L'idea e' di partire a un passo moderato per non stressare la caviglia. Son fermo da tanto, non ricordo quando ho fatto le ultime ripetute e non ho percezione di come sto. Sì, partire piano sarebbe una buona idea. Lo sparo pero' si porta via il condizionale e cancella ogni logica e dopo poco mi trovo a inseguire proprio i miei compagni dell'anno scorso a un passo poco sotto i 3'50" Min/Km. C'e' vento forte che mi condiziona molto nei lunghi rettilinei, ma mi accodo a un gruppetto di ragazzi che partecipano alla 10 K fin quasi alla conclusione del primo giro. Il percorso si articola all'interno del paese passando nelle strade del centro storico e si ripete due volte.
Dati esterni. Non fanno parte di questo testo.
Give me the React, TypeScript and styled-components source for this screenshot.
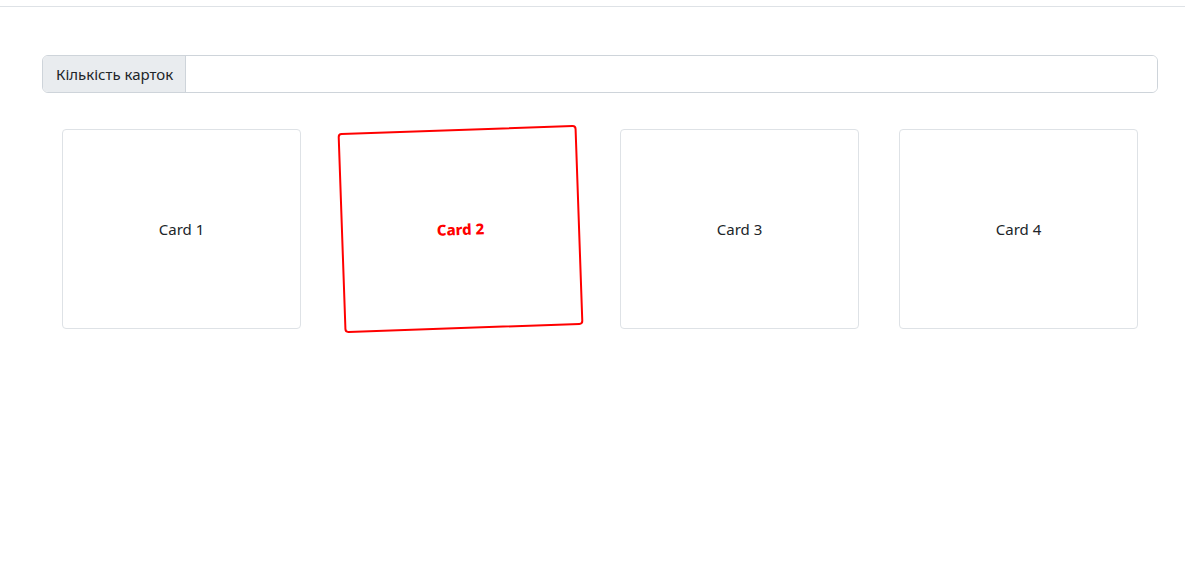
import * as React from 'react'
import styled, { createGlobalStyle } from 'styled-components'

const GlobalStyle = createGlobalStyle`
  html, body {
    margin: 0;
    background: #fff;
  }
  body {
    font-family: "Noto Sans", "Open Sans", sans-serif;
    font-size: 16px;
    color: #212529;
  }
`

const cards = ['Card 1', 'Card 2', 'Card 3', 'Card 4']
const activeCard = 1

export default function App() {
  return (
    <>
      <GlobalStyle />
      <TopBar />
      <Main>
        <InputGroup>
          <GroupLabel htmlFor='cardCount'>Кількість карток</GroupLabel>
          <CountInput id='cardCount' type='number' />
        </InputGroup>
        <CardRow>
          {cards.map((title, i) => (
            <Card key={title} $active={i === activeCard}>
              {title}
            </Card>
          ))}
        </CardRow>
      </Main>
    </>
  )
}

const TopBar = styled.div`
  height: 6px;
  border-bottom: 1px solid #dee2e6;
`

const Main = styled.main`
  box-sizing: border-box;
  min-height: 420px;
  padding: 48px 27px 0 42px;
`

const InputGroup = styled.div`
  display: flex;
  height: 38px;
  box-sizing: border-box;
  border: 1px solid #ced4da;
  border-radius: 6px;
  overflow: hidden;
`

const GroupLabel = styled.label`
  display: flex;
  align-items: center;
  padding: 0 12px 0 13px;
  background: #e9ecef;
  border-right: 1px solid #ced4da;
  font-size: 15px;
  white-space: nowrap;
`

const CountInput = styled.input`
  flex: 1;
  border: none;
  outline: none;
  padding: 0 12px;
  font: inherit;
  background: #fff;
  -moz-appearance: textfield;
  &::-webkit-inner-spin-button,
  &::-webkit-outer-spin-button {
    -webkit-appearance: none;
  }
`

const CardRow = styled.div`
  display: grid;
  grid-template-columns: repeat(4, 239px);
  column-gap: 40px;
  padding: 0 20px;
  margin-top: 36px;
`

const Card = styled.div<{ $active: boolean }>`
  position: relative;
  z-index: ${p => (p.$active ? 1 : 0)};
  height: 200px;
  box-sizing: border-box;
  display: flex;
  align-items: center;
  justify-content: center;
  background: #fff;
  border: ${p => (p.$active ? '2px solid #ff0000' : '1px solid #dee2e6')};
  border-radius: 4px;
  color: ${p => (p.$active ? '#ff0000' : '#212529')};
  font-weight: ${p => (p.$active ? 800 : 400)};
  font-size: 15px;
  transform: ${p => (p.$active ? 'rotate(-2deg)' : 'none')};
`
Chiudo il primo giro affiancato a un nuovo amico, la sua gara si ferma qui e provo a tirarlo fin sotto al traguardo. Mi diverte vedere come siamo quasi sincronizzati, peccato non poterlo avere a fianco per tutta la gara. L'incitamento di amici sparsi sul percorso e la compagnia dei gruppi che suonano si fanno pero' un efficace surrogato, mi fanno pensare con nostalgia a NY, al fatto che quando sono saltato tenevo un passo simile e anche li a sostenermi c'era un pubblico travolgente e tanta musica, che il dolore faceva arrivare alle mie orecchie ovattata.
Tra un pensiero e l'altro mi faccio raggiungere da Aldo (uno degli amici dell'anno scorso) che ero convinto fosse davanti a me. Mancano circa 8 Km al traguardo ed entrambi, per ragioni differenti, non siamo brillantissimi col nostro passo ormai intorno ai 4 Min/Km. Procediamo affiancati e ci alterniamo in testa, ci motiviamo a vicenda senza parlare perché il fiato scarseggia nonostante la lentezza. Comunichiamo guardandoci e spronandoci e dopo aver patito un po' nell'unica discesa del percorso raggiungo Aldo e ci godiamo gli ultimi metri fino all'arrivo, senza ansia di competere e consci che soli avremmo sicuramente dato di meno. Arriviamo al traguardo separati da pochi metri e ma chi è arrivato prima non conta. Questa volta non contano nemmeno il tempo impiegato (1.21.27 il mio peggior crono da anni) o la classifica. Le gambe non son al top, il fiato è corto ma i pezzi ci sono tutti. La voglia è tornata, la passione pure, un'amicizia è stata rinsaldata, forse ne è nata un'altra. Non so di quanti chilometri e' la gara che mi aspetta, ma so che ho fatto il pieno di energia. E ora mi sento pronto a qualsiasi distanza.